▶ [Problem to work on] Output every line below without omitting or altering anything.
── Given data
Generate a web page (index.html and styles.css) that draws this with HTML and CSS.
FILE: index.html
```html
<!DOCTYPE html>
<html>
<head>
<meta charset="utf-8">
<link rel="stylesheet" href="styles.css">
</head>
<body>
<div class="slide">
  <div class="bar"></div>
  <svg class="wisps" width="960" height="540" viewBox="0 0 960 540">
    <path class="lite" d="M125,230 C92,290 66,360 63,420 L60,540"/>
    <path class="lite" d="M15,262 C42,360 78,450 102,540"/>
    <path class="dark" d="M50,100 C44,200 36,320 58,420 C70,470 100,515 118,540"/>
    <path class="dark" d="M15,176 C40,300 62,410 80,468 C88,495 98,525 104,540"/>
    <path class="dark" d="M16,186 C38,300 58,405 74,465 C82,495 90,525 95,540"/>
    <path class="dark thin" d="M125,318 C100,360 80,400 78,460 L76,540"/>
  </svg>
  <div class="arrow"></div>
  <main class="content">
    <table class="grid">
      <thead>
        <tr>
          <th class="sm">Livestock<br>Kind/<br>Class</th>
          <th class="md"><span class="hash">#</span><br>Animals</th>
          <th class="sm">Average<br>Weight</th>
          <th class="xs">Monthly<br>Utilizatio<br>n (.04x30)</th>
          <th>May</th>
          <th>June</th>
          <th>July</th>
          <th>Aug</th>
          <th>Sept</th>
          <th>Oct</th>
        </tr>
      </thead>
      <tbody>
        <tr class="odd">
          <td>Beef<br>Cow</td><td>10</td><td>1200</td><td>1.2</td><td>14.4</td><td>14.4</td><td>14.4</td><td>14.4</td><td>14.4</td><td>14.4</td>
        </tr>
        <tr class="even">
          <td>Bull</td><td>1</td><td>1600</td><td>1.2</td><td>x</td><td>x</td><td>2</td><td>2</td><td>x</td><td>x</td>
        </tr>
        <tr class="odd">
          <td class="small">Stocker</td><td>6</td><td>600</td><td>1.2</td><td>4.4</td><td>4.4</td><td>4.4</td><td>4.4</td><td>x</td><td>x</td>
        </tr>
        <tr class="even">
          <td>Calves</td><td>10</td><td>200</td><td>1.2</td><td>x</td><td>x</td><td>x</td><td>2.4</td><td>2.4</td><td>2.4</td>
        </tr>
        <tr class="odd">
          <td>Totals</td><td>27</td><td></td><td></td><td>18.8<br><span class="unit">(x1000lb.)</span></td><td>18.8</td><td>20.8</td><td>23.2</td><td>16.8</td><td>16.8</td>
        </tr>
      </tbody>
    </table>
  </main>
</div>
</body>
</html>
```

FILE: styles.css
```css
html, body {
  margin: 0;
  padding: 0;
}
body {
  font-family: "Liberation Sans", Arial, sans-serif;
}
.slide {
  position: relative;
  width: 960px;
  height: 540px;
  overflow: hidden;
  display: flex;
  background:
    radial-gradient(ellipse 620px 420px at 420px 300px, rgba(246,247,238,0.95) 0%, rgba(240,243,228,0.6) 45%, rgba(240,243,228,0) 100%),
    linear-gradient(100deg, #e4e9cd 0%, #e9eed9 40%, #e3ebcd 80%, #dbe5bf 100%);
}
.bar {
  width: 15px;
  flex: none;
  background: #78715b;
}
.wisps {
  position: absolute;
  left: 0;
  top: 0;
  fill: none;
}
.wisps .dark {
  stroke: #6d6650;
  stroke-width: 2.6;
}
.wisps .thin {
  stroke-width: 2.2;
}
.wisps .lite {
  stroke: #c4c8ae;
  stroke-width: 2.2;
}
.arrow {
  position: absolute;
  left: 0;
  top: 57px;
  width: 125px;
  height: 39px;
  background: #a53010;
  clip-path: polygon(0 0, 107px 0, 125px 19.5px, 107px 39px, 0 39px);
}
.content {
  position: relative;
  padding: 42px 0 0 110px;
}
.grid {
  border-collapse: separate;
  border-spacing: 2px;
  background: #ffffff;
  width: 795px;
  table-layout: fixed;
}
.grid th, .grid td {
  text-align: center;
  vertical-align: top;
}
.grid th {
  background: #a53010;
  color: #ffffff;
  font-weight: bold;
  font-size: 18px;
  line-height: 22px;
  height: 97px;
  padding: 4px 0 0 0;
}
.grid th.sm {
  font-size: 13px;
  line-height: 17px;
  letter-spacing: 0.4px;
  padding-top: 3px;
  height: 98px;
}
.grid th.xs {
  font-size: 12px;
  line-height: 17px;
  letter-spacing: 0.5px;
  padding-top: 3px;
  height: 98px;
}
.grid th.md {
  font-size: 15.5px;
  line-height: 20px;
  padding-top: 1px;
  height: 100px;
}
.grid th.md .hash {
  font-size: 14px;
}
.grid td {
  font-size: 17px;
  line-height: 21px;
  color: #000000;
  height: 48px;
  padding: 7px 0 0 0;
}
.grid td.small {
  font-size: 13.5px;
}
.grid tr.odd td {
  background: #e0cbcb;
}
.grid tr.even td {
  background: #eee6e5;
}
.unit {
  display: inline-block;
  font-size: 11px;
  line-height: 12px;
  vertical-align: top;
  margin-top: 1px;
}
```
────
▶ [Result for this exercise]
Generate a web page (index.html and styles.css) that draws this with HTML and CSS.
FILE: index.html
```html
<!DOCTYPE html>
<html>
<head>
<meta charset="utf-8">
<link rel="stylesheet" href="styles.css">
</head>
<body>
<div class="slide">
  <div class="bar"></div>
  <svg class="wisps" width="960" height="540" viewBox="0 0 960 540">
    <path class="lite" d="M125,230 C92,290 66,360 63,420 L60,540"/>
    <path class="lite" d="M15,262 C42,360 78,450 102,540"/>
    <path class="dark" d="M50,100 C44,200 36,320 58,420 C70,470 100,515 118,540"/>
    <path class="dark" d="M15,176 C40,300 62,410 80,468 C88,495 98,525 104,540"/>
    <path class="dark" d="M16,186 C38,300 58,405 74,465 C82,495 90,525 95,540"/>
    <path class="dark thin" d="M125,318 C100,360 80,400 78,460 L76,540"/>
  </svg>
  <div class="arrow"></div>
  <main class="content">
    <table class="grid">
      <thead>
        <tr>
          <th class="sm">Livestock<br>Kind/<br>Class</th>
          <th class="md"><span class="hash">#</span><br>Animals</th>
          <th class="sm">Average<br>Weight</th>
          <th class="xs">Monthly<br>Utilizatio<br>n (.04x30)</th>
          <th>May</th>
          <th>June</th>
          <th>July</th>
          <th>Aug</th>
          <th>Sept</th>
          <th>Oct</th>
        </tr>
      </thead>
      <tbody>
        <tr class="odd">
          <td>Beef<br>Cow</td><td>10</td><td>1200</td><td>1.2</td><td>14.4</td><td>14.4</td><td>14.4</td><td>14.4</td><td>14.4</td><td>14.4</td>
        </tr>
        <tr class="even">
          <td>Bull</td><td>1</td><td>1600</td><td>1.2</td><td>x</td><td>x</td><td>2</td><td>2</td><td>x</td><td>x</td>
        </tr>
        <tr class="odd">
          <td class="small">Stocker</td><td>6</td><td>600</td><td>1.2</td><td>4.4</td><td>4.4</td><td>4.4</td><td>4.4</td><td>x</td><td>x</td>
        </tr>
        <tr class="even">
          <td>Calves</td><td>10</td><td>200</td><td>1.2</td><td>x</td><td>x</td><td>x</td><td>2.4</td><td>2.4</td><td>2.4</td>
        </tr>
        <tr class="odd">
          <td>Totals</td><td>27</td><td></td><td></td><td>18.8<br><span class="unit">(x1000lb.)</span></td><td>18.8</td><td>20.8</td><td>23.2</td><td>16.8</td><td>16.8</td>
        </tr>
      </tbody>
    </table>
  </main>
</div>
</body>
</html>
```

FILE: styles.css
```css
html, body {
  margin: 0;
  padding: 0;
}
body {
  font-family: "Liberation Sans", Arial, sans-serif;
}
.slide {
  position: relative;
  width: 960px;
  height: 540px;
  overflow: hidden;
  display: flex;
  background:
    radial-gradient(ellipse 620px 420px at 420px 300px, rgba(246,247,238,0.95) 0%, rgba(240,243,228,0.6) 45%, rgba(240,243,228,0) 100%),
    linear-gradient(100deg, #e4e9cd 0%, #e9eed9 40%, #e3ebcd 80%, #dbe5bf 100%);
}
.bar {
  width: 15px;
  flex: none;
  background: #78715b;
}
.wisps {
  position: absolute;
  left: 0;
  top: 0;
  fill: none;
}
.wisps .dark {
  stroke: #6d6650;
  stroke-width: 2.6;
}
.wisps .thin {
  stroke-width: 2.2;
}
.wisps .lite {
  stroke: #c4c8ae;
  stroke-width: 2.2;
}
.arrow {
  position: absolute;
  left: 0;
  top: 57px;
  width: 125px;
  height: 39px;
  background: #a53010;
  clip-path: polygon(0 0, 107px 0, 125px 19.5px, 107px 39px, 0 39px);
}
.content {
  position: relative;
  padding: 42px 0 0 110px;
}
.grid {
  border-collapse: separate;
  border-spacing: 2px;
  background: #ffffff;
  width: 795px;
  table-layout: fixed;
}
.grid th, .grid td {
  text-align: center;
  vertical-align: top;
}
.grid th {
  background: #a53010;
  color: #ffffff;
  font-weight: bold;
  font-size: 18px;
  line-height: 22px;
  height: 97px;
  padding: 4px 0 0 0;
}
.grid th.sm {
  font-size: 13px;
  line-height: 17px;
  letter-spacing: 0.4px;
  padding-top: 3px;
  height: 98px;
}
.grid th.xs {
  font-size: 12px;
  line-height: 17px;
  letter-spacing: 0.5px;
  padding-top: 3px;
  height: 98px;
}
.grid th.md {
  font-size: 15.5px;
  line-height: 20px;
  padding-top: 1px;
  height: 100px;
}
.grid th.md .hash {
  font-size: 14px;
}
.grid td {
  font-size: 17px;
  line-height: 21px;
  color: #000000;
  height: 48px;
  padding: 7px 0 0 0;
}
.grid td.small {
  font-size: 13.5px;
}
.grid tr.odd td {
  background: #e0cbcb;
}
.grid tr.even td {
  background: #eee6e5;
}
.unit {
  display: inline-block;
  font-size: 11px;
  line-height: 12px;
  vertical-align: top;
  margin-top: 1px;
}
```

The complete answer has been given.